The U.S.S. San Antonio is seen docked at Naval Station Ingleside, Texas

The maiden voyage of the taxpayers' newest nearly $2 billion warship stalled for two days in August. That's when the stern gate of the U.S.S. San Antonio — needed to roll vehicles onto and off the nearly 700-ft. vessel — wouldn't work. The Navy eventually got the gate fixed in time for the ship to leave Norfolk and sail to the Persian Gulf, where its mission is to hunt down smugglers. But now the San Antonio has been forced into port in Bahrain for at least two weeks of repairs to leaks in the hefty pipes feeding fuel to two of its four engines. Hinting at the seriousness of the problem, the Navy has just dispatched a team of 40 workers — including engineers, pipe fitters and welders — to Bahrain to make the San Antonio shipshape. "Forty technicians — that's ludicrous," says Norman Polmar, an independent naval expert. "It means the problems are major, because the ship has mechanics, metal smiths and other people on board as part of the crew, and they're supposed to take care of minor problems." And you thought McHale's Navy was canceled back in 1966.

The San Antonio is the first in a new class of amphibious ships — blue-water buses — each of which carries 350 sailors and is responsible for ferrying 700 Marines and their gear to global hot spots. And the ship's sad plight represents in miniature all that is wrong with the way the Pentagon buys its weapons. The pattern of haste and waste accelerated in the Cold War's wake and simply exploded following 9/11. It highlights the challenge facing President-elect Barack Obama as he contemplates retooling an Industrial Age military — primed for state-on-state warfare — into the more agile force better suited for 21st century conflicts of the type now being waged in Afghanistan and Iraq.

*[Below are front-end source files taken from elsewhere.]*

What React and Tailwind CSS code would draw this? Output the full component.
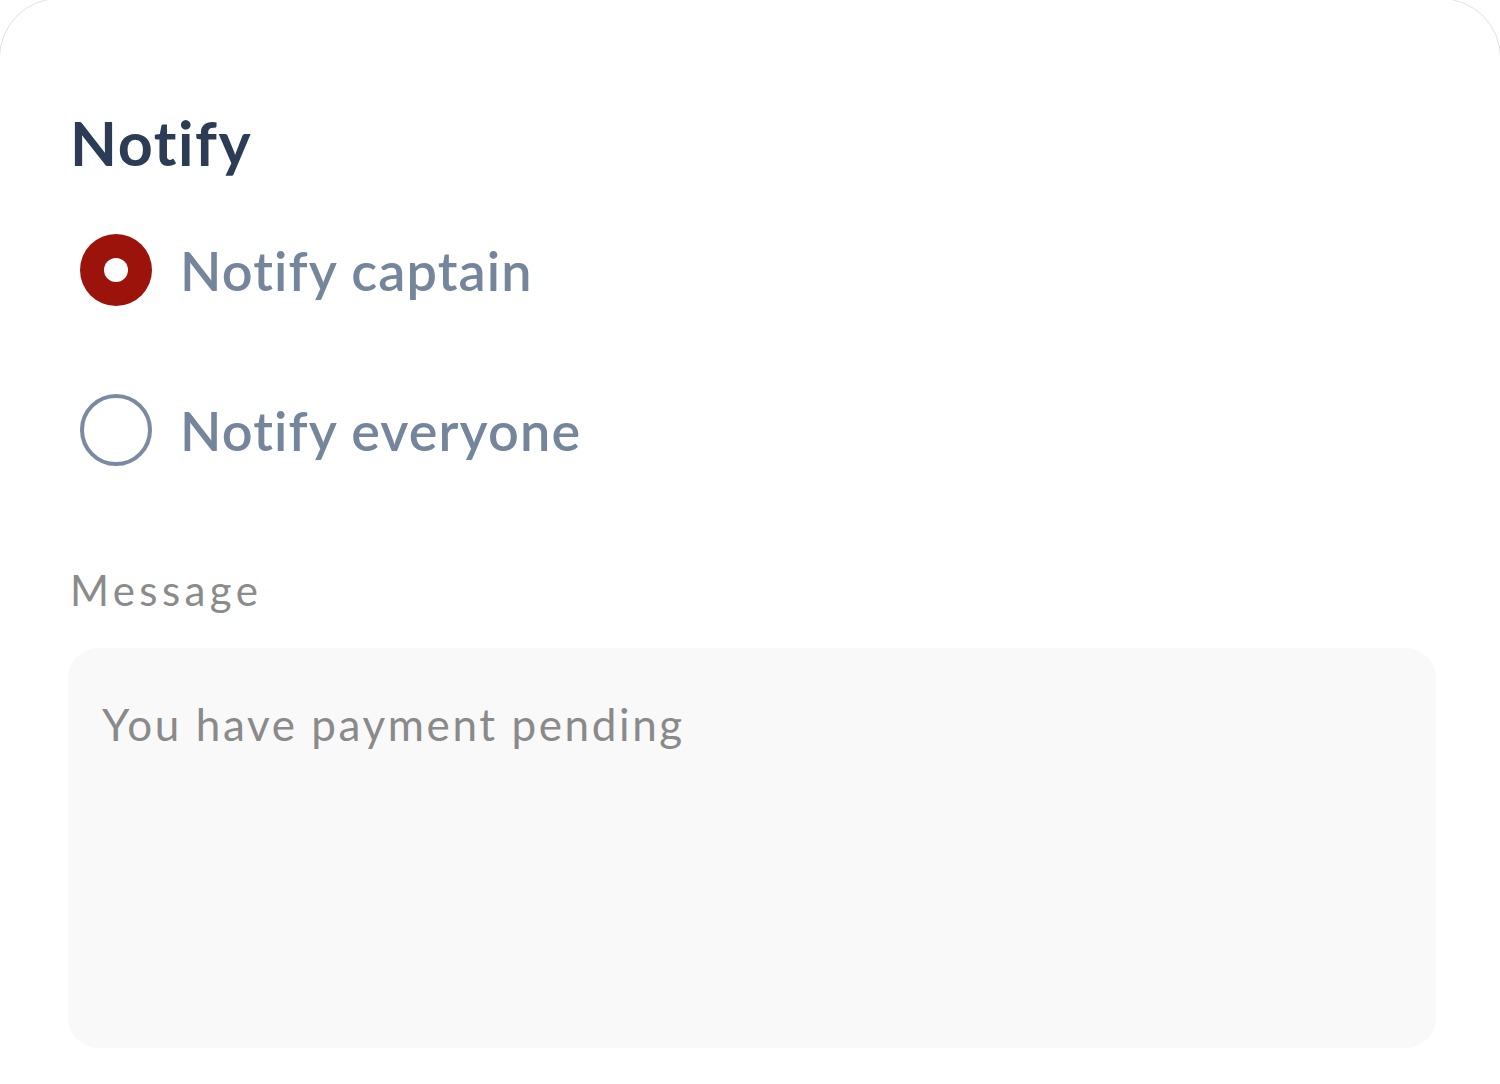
const OPTIONS = [
  { id: "captain", label: "Notify captain" },
  { id: "everyone", label: "Notify everyone" },
];

function Radio({ checked }) {
  if (checked) {
    return (
      <span className="flex h-[72px] w-[72px] shrink-0 items-center justify-center rounded-full bg-[#9b130b]">
        <span className="h-[24px] w-[24px] rounded-full bg-white" />
      </span>
    );
  }
  return <span className="h-[72px] w-[72px] shrink-0 rounded-full border-[4px] border-[#7b8aa1]" />;
}

export default function App() {
  const selected = "captain";

  return (
    <div className="h-[1084px] w-[1500px] overflow-hidden bg-white" style={{ fontFamily: "Lato, 'Noto Sans', sans-serif" }}>
      <div className="-mx-px -mt-[2px] h-[1200px] rounded-t-[60px] border border-[#e2e2e2] bg-white pl-[70px] pr-[64px] pt-[104px]">
        <h1 className="text-[61px] font-bold leading-[80px] tracking-[1.6px] text-[#2d3c55]">Notify</h1>

        <div className="mt-[51px] flex flex-col gap-[88px] pl-[10px]">
          {OPTIONS.map((o) => (
            <label key={o.id} className="flex h-[72px] items-center gap-[28px]">
              <Radio checked={o.id === selected} />
              <span className="text-[54px] font-semibold tracking-[1.1px] text-[#75859c]">{o.label}</span>
            </label>
          ))}
        </div>

        <p className="mt-[99px] text-[42px] leading-[50px] tracking-[4.4px] text-[#8b8b8b]">Message</p>

        <div className="mt-[33px] h-[400px] w-[1368px] -ml-[2px] rounded-[30px] bg-[#f9f9f9] px-[34px] pt-[48px]">
          <p className="text-[44px] leading-[56px] tracking-[2.6px] text-[#8a8a8a]">You have payment pending</p>
        </div>
      </div>
    </div>
  );
}
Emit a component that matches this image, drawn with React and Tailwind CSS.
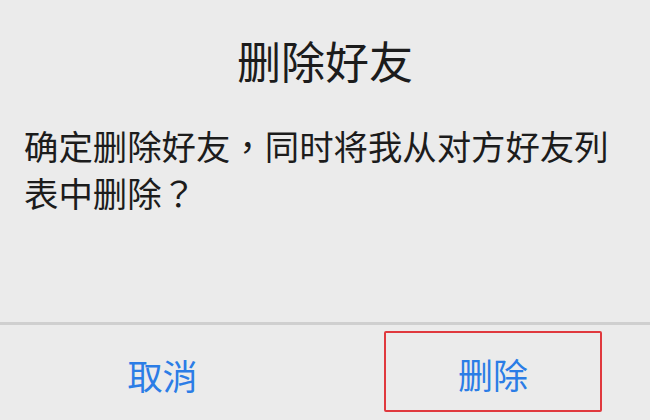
export default function App() {
  const font = { fontFamily: '"Noto Sans CJK TC", "Noto Sans CJK SC", sans-serif' }

  return (
    <div className="w-[650px] h-[420px] bg-[#ebebeb] flex flex-col overflow-hidden" style={font}>
      <div className="pt-[32px] text-center text-[44px] leading-[56px] text-[#1c1c1c]">
        删除好友
      </div>

      <p className="mt-[34px] px-[24px] text-[34.4px] leading-[47px] text-[#1c1c1c]">
        确定删除好友，同时将我从对方好友列表中删除？
      </p>

      <div className="mt-auto h-[3px] bg-[#cfcfcf]" />

      <div className="grid grid-cols-2 h-[95px]">
        <button className="flex items-center justify-center text-[35px] text-[#2b7de6] pt-[6px]">
          取消
        </button>
        <div className="flex items-start pt-[6px]">
          <button className="ml-[59px] w-[218px] h-[81px] border-2 border-[#e0393e] rounded-[2px] flex items-center justify-center text-[35px] text-[#2b7de6] pt-[6px]">
            删除
          </button>
        </div>
      </div>
    </div>
  )
}
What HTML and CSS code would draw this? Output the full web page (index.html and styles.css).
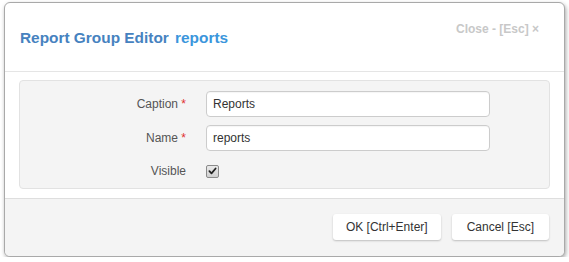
FILE: index.html
```html
<!DOCTYPE html>
<html>
<head>
<meta charset="utf-8">
<link rel="stylesheet" href="styles.css">
</head>
<body>
<div class="dialog">
  <div class="dialog-header">
    <h1 class="title">Report Group Editor <span class="title-sub">reports</span></h1>
    <span class="close">Close - [Esc] ×</span>
  </div>
  <div class="dialog-body">
    <div class="panel">
      <div class="row">
        <label class="label">Caption <span class="req">*</span></label>
        <input class="input" type="text" value="Reports">
      </div>
      <div class="row">
        <label class="label">Name <span class="req">*</span></label>
        <input class="input" type="text" value="reports">
      </div>
      <div class="row row-check">
        <label class="label">Visible</label>
        <span class="checkbox"><svg viewBox="0 0 12 12" width="12" height="12"><path d="M2.6 6.2 L4.9 8.6 L9.4 3.2" fill="none" stroke="#222" stroke-width="1.9" stroke-linecap="round" stroke-linejoin="round"/></svg></span>
      </div>
    </div>
  </div>
  <div class="dialog-footer">
    <button class="btn">OK [Ctrl+Enter]</button>
    <button class="btn">Cancel [Esc]</button>
  </div>
</div>
</body>
</html>
```

FILE: styles.css
```css
html, body {
  margin: 0;
  padding: 0;
  background: #ffffff;
}
body {
  font-family: "Liberation Sans", Arial, sans-serif;
  font-size: 12px;
  color: #333;
}
.dialog {
  margin: 2px 0 0 4px;
  width: 561px;
  height: 255px;
  box-sizing: border-box;
  border: 1px solid #a9a9a9;
  border-radius: 6px;
  background: #fff;
  box-shadow: 1px 2px 4px rgba(0,0,0,0.35);
  display: flex;
  flex-direction: column;
  overflow: hidden;
}
.dialog-header {
  height: 68px;
  border-bottom: 1px solid #e5e5e5;
  display: flex;
  align-items: flex-start;
  justify-content: space-between;
  padding: 0 25px 0 15px;
}
.title {
  margin: 26px 0 0 0;
  font-size: 15.4px;
  font-weight: bold;
  line-height: 18px;
  color: #4682bf;
}
.title-sub {
  margin-left: 2px;
  color: #3b96dc;
}
.close {
  margin-top: 18px;
  font-size: 12px;
  font-weight: bold;
  color: #c8c8c8;
  line-height: 16px;
}
.dialog-body {
  padding: 8px 14px 9px 14px;
}
.panel {
  background: #f4f4f4;
  border: 1px solid #e2e2e2;
  border-radius: 4px;
  height: 109px;
  box-sizing: border-box;
  padding: 10px 0 0 0;
  display: flex;
  flex-direction: column;
  gap: 8px;
}
.row {
  display: grid;
  grid-template-columns: 166px 284px;
  column-gap: 20px;
  align-items: center;
  height: 26px;
}
.row-check {
  margin-top: 5px;
  height: 14px;
}
.label {
  text-align: right;
  color: #555;
  font-size: 12px;
}
.req {
  color: #e03030;
}
.input {
  box-sizing: border-box;
  height: 26px;
  width: 284px;
  border: 1px solid #cccccc;
  border-radius: 4px;
  background: #fff;
  padding: 0 6px;
  font-family: "Liberation Sans", Arial, sans-serif;
  font-size: 12px;
  color: #333;
  box-shadow: inset 0 1px 1px rgba(0,0,0,0.04);
  outline: none;
}
.checkbox {
  width: 11px;
  height: 11px;
  border: 1px solid #8a8a8a;
  border-radius: 2px;
  background: linear-gradient(#eaeaea, #d0d0d0);
  display: flex;
  align-items: center;
  justify-content: center;
}
.checkbox svg {
  display: block;
}
.dialog-footer {
  flex: 1;
  background: #f4f4f4;
  border-top: 1px solid #dedede;
  display: flex;
  justify-content: flex-end;
  align-items: flex-start;
  gap: 11px;
  padding: 15px 15px 0 0;
}
.btn {
  height: 26px;
  border: none;
  border-radius: 3px;
  background: #fff;
  font-family: "Liberation Sans", Arial, sans-serif;
  font-size: 12px;
  color: #333;
  padding: 0 13px;
  box-shadow: 0 1px 2px rgba(0,0,0,0.22);
}
.btn + .btn {
  padding: 0 15px;
}
```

Navy inspections of the San Antonio have found a raft of problems so baked into its design that many Navy officials fear it can never be made right, despite its price tag's having risen from $644 million to $1.8 billion. "Some significant fraction of the welds in that ship were flawed and had to be redone," John Young, the Pentagon's top weapons buyer, told Congress in June. "I shouldn't be forced to pay on behalf of taxpayers any price for any level of deficient performance." Still, that's just what the Navy did, forking over an additional $100 million to make it seaworthy after the Navy had taken delivery of the vessel from its builder, Northrop Grumman, in 2006. The service said it needed the new ship to replace an older one it was retiring and could finish the work more cheaply in its own shipyard. The Navy has blamed Northrop Grumman for poor work; the company has blamed the Navy for a constantly changing design, as well as Hurricane Katrina, which hit the Gulf yards in which the ship was built.

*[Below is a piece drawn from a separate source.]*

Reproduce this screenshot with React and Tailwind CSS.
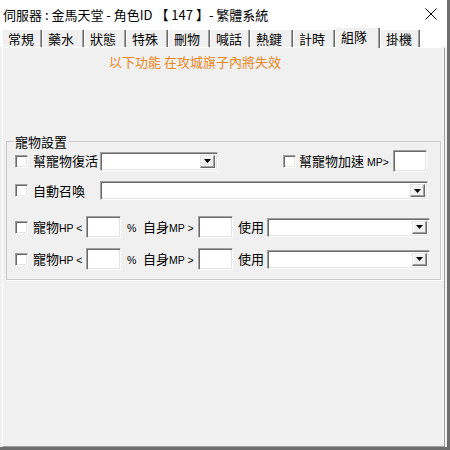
import React from 'react';

const tabs = [
    { label: '常規', w: 'w-[40px]' },
    { label: '藥水', w: 'w-[42px]' },
    { label: '狀態', w: 'w-[42px]' },
    { label: '特殊', w: 'w-[42px]' },
    { label: '刪物', w: 'w-[42px]' },
    { label: '喊話', w: 'w-[40px]' },
    { label: '熱鍵', w: 'w-[43px]' },
    { label: '計時', w: 'w-[42px]' },
    { label: '組隊', w: 'w-[45px]', active: true },
    { label: '掛機', w: 'w-[40px]' },
];

// sunken 3D edge, classic win32 look
const sunken = 'border border-t-[#a0a0a0] border-l-[#a0a0a0] border-b-white border-r-white shadow-[inset_1px_1px_0_#696969,inset_-1px_-1px_0_#e3e3e3] bg-white';

const CheckBox = () => <div className={`w-[13px] h-[13px] shrink-0 ${sunken}`} />;

const Field = ({ w }) => <div className={`${w} h-[22px] shrink-0 ${sunken}`} />;

const Combo = ({ w }) => (
    <div className={`${w} h-[19px] shrink-0 flex justify-end items-stretch p-[2px] ${sunken}`}>
        <div className="w-[15px] flex items-center justify-center bg-[#f0f0f0] border border-t-[#e3e3e3] border-l-[#e3e3e3] border-b-[#696969] border-r-[#696969] shadow-[inset_-1px_-1px_0_#a0a0a0,inset_1px_1px_0_#ffffff]">
            <svg width="7" height="4" viewBox="0 0 7 4">
                <path d="M0 0H7L3.5 4Z" fill="#000" />
            </svg>
        </div>
    </div>
);

const Latin = ({ children }) => (
    <span className="text-[10.5px]" style={{ fontFamily: '"Liberation Sans", Arial, sans-serif' }}>{children}</span>
);

const Label = ({ className, children }) => (
    <span className={`shrink-0 whitespace-nowrap ${className}`}>{children}</span>
);

const HpRow = () => (
    <div className="flex items-center h-[22px]">
        <div className="ml-[8px]"><CheckBox /></div>
        <Label className="ml-[5px] w-[53px]">寵物<Latin>HP &lt;</Latin></Label>
        <Field w="w-[35px]" />
        <Label className="ml-[6px] w-[16px]"><Latin>%</Latin></Label>
        <Label className="w-[55px]">自身<Latin>MP &gt;</Latin></Label>
        <Field w="w-[35px]" />
        <Label className="ml-[5px] w-[29px]">使用</Label>
        <Combo w="w-[163px]" />
    </div>
);

export default function App() {
    return (
        <div
            className="w-[450px] h-[450px] bg-[#f0f0f0] flex flex-col text-[13px] text-black overflow-hidden border-r-[3px] border-b-[3px] border-r-[#6e6e6e] border-b-[#6e6e6e]"
            style={{ fontFamily: '"Noto Sans CJK TC", "Noto Sans", sans-serif' }}
        >
            {/* Title bar */}
            <div className="h-[28px] bg-white flex items-center justify-between pl-[3px] pr-[10px] shrink-0">
                <span className="leading-none whitespace-nowrap">伺服器 : 金馬天堂 - 角色ID 【 147 】- 繁體系統</span>
                <svg width="12" height="12" viewBox="0 0 12 12">
                    <path d="M0.5 0.5L11.5 11.5M11.5 0.5L0.5 11.5" stroke="#000" strokeWidth="1" />
                </svg>
            </div>

            {/* Tabs */}
            <div className="h-[19px] flex items-end pl-[2px] shrink-0 bg-white">
                {tabs.map(t => (
                    <div
                        key={t.label}
                        className={`${t.w} flex items-start pl-[5px] bg-[#f0f0f0] border-l border-l-white border-r border-r-[#696969] shadow-[inset_-1px_0_0_#a0a0a0] leading-none ${t.active ? 'h-[20px] -mb-[1px] pt-[2px] relative z-10' : 'h-[17px] pt-[2px]'}`}
                    >
                        <span className="text-[13px] whitespace-nowrap">{t.label}</span>
                    </div>
                ))}
            </div>

            {/* Panel */}
            <div className="flex-1 ml-[2px] mr-[2px] border-t border-l border-t-white border-l-white border-r border-r-[#a0a0a0] border-b border-b-[#a0a0a0] flex flex-col">
                <div className="ml-[106px] mt-[7px] text-[#e8871e] leading-none">以下功能 在攻城旗子內將失效</div>

                <fieldset className="mt-[67px] ml-[3px] mr-[3px] border border-[#c8c8c8] shadow-[1px_1px_0_#ffffff] pb-[9px] pt-[0px] px-0">
                    <legend className="ml-[6px] px-[2px] leading-[13px]">寵物設置</legend>

                    {/* Row 1 */}
                    <div className="flex items-center h-[22px] mt-[2px]">
                        <div className="ml-[8px]"><CheckBox /></div>
                        <Label className="ml-[5px] w-[67px]">幫寵物復活</Label>
                        <Combo w="w-[118px]" />
                        <div className="ml-[65px]"><CheckBox /></div>
                        <Label className="ml-[3px] w-[94px]">幫寵物加速 <Latin>MP&gt;</Latin></Label>
                        <Field w="w-[34px]" />
                    </div>

                    {/* Row 2 */}
                    <div className="flex items-center h-[19px] mt-[9px]">
                        <div className="ml-[8px]"><CheckBox /></div>
                        <Label className="ml-[5px] w-[67px]">自動召喚</Label>
                        <Combo w="w-[328px]" />
                    </div>

                    <div className="mt-[16px]"><HpRow /></div>
                    <div className="mt-[10px]"><HpRow /></div>
                </fieldset>
            </div>
        </div>
    );
}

Navy officials have said the San Antonio has so many problems because it is the first ship in its class, a claim Polmar dismisses. "We've been building these kinds of ships since 1943," he says. "It has no big missiles, no advanced radar and no nuclear propulsion." The Government Accountability Office (GAO) said last year that the San Antonio's woes began because the Navy relied on "immature" computer blueprints that infected its entire construction. That led to delays that cost up to five times what it would have if the work had been done in proper sequence. The GAO found that the ship had been "delivered to the war fighter incomplete and with numerous mechanical failures," including "safety concerns related to personnel, equipment, ammunition, navigation and flight activities." Navy officials say the leaking oil that forced the San Antonio into port in Bahrain poses no safety threat to its crew — a claim viewed dubiously by some sailors.

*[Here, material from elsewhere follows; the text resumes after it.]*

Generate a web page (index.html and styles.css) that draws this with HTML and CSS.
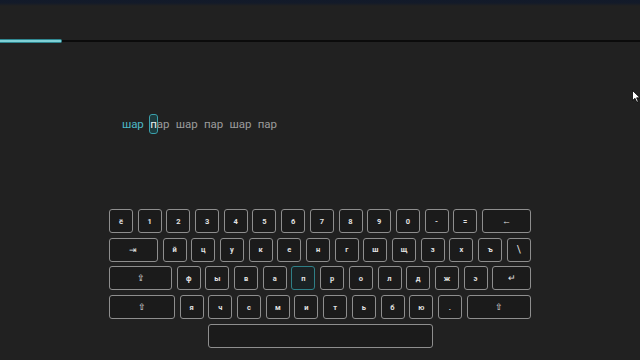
FILE: index.html
```html
<!DOCTYPE html>
<html lang="ru">
<head>
<meta charset="utf-8">
<title>Typing</title>
<link rel="stylesheet" href="styles.css">
</head>
<body>
<div class="app">
  <header class="topbar"></header>
  <div class="progress"><div class="progress-fill" style="width:62px"></div></div>
  <main class="stage">
    <div class="words">
      <span class="word done">шар</span>
      <span class="word"><span class="cur">п</span>ар</span>
      <span class="word">шар</span>
      <span class="word">пар</span>
      <span class="word">шар</span>
      <span class="word">пар</span>
    </div>
    <div class="keyboard">
      <div class="row">
        <div class="key">ё</div><div class="key">1</div><div class="key">2</div><div class="key">3</div><div class="key">4</div><div class="key">5</div><div class="key">6</div><div class="key">7</div><div class="key">8</div><div class="key">9</div><div class="key">0</div><div class="key">-</div><div class="key">=</div><div class="key k-back k-sym">←</div>
      </div>
      <div class="row">
        <div class="key k-tab k-sym">⇥</div><div class="key">й</div><div class="key">ц</div><div class="key">у</div><div class="key">к</div><div class="key">е</div><div class="key">н</div><div class="key">г</div><div class="key">ш</div><div class="key">щ</div><div class="key">з</div><div class="key">х</div><div class="key">ъ</div><div class="key k-slash">\</div>
      </div>
      <div class="row">
        <div class="key k-caps k-sym">⇪</div><div class="key">ф</div><div class="key">ы</div><div class="key">в</div><div class="key">а</div><div class="key active">п</div><div class="key">р</div><div class="key">о</div><div class="key">л</div><div class="key">д</div><div class="key">ж</div><div class="key">э</div><div class="key k-enter k-sym">↵</div>
      </div>
      <div class="row">
        <div class="key k-lshift k-sym">⇧</div><div class="key">я</div><div class="key">ч</div><div class="key">с</div><div class="key">м</div><div class="key">и</div><div class="key">т</div><div class="key">ь</div><div class="key">б</div><div class="key">ю</div><div class="key">.</div><div class="key k-rshift k-sym">⇧</div>
      </div>
      <div class="row row-space">
        <div class="key k-space"></div>
      </div>
    </div>
  </main>
  <svg class="pointer" width="9" height="13" viewBox="0 0 9 13"><path d="M0.5 0.5 L0.5 10.5 L3 8.3 L4.8 12.3 L6.3 11.6 L4.6 7.8 L8 7.8 Z" fill="#fff" stroke="#000" stroke-width="0.8"/></svg>
</div>
</body>
</html>
```
FILE: styles.css
```css
html, body {
  margin: 0;
  padding: 0;
  background: #212121;
}
.app {
  position: relative;
  width: 640px;
  height: 360px;
  overflow: hidden;
  font-family: Roboto, "Noto Sans", sans-serif;
}
.topbar {
  height: 40px;
  background: linear-gradient(to bottom, #121a2a 0px, #141b29 3px, #212121 6px, #212121 100%);
}
.progress {
  position: relative;
  height: 2px;
  background: #0b0b0b;
}
.progress-fill {
  position: absolute;
  left: 0;
  top: -1px;
  height: 4px;
  box-sizing: border-box;
  background: #7fd0d6;
  border: 1px solid #2f8790;
  border-left: none;
  border-radius: 0 2px 2px 0;
}
.stage {
  display: flex;
  flex-direction: column;
  align-items: center;
}
.words {
  align-self: flex-start;
  margin-left: 122px;
  margin-top: 74px;
  display: flex;
  gap: 6.5px;
  font-size: 11.5px;
  letter-spacing: -0.1px;
  line-height: 16px;
  color: #9c9c9c;
  height: 16px;
}
.word.done {
  color: #4db8c6;
}
.cur {
  display: inline-block;
  color: #f0f0f0;
  background: #1d3b3e;
  outline: 1px solid #3aa0ac;
  border-radius: 2px;
  padding: 1px 0;
  margin: -1px 0;
}
.keyboard {
  margin-top: 77px;
  width: 422px;
  display: flex;
  flex-direction: column;
  gap: 4.7px;
}
.row {
  display: flex;
  gap: 4.7px;
}
.row-space {
  justify-content: center;
}
.key {
  box-sizing: border-box;
  width: 24px;
  height: 24px;
  flex: none;
  border: 1.4px solid #8e8e8e;
  border-radius: 3px;
  background: #1b1b1b;
  color: #e2e2e2;
  font-size: 7.5px;
  font-weight: 700;
  display: flex;
  align-items: center;
  justify-content: center;
}
.key.active {
  border-color: #2f7f86;
  background: #1a2224;
}
.k-sym { font-size: 9px; font-weight: 400; }
.k-back { width: 48.9px; }
.k-tab { width: 48.9px; }
.k-slash { font-weight: 400; font-size: 10px; }
.k-caps { width: 63px; }
.k-enter { width: 38.6px; }
.k-lshift { width: 66px; }
.k-rshift { width: 64.3px; }
.k-space { width: 225px; }
.pointer {
  position: absolute;
  left: 632px;
  top: 90px;
}
```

Navy inspectors also recently criticized the U.S.S. New Orleans, the second vessel in the San Antonio's class. It "cannot support embarked troops, cargo or landing craft" — its primary mission — according to a report obtained by the independent Navy Times. Navy officials say the third and fourth vessels are performing much better. The rush to produce the fleet might make military sense if they were needed, but the last time Marines stormed ashore — the key reason the taxpayers are spending $14 billion on the San Antonio and at least eight more ships just like it — was nearly 60 years ago, at Inchon during the Korean War.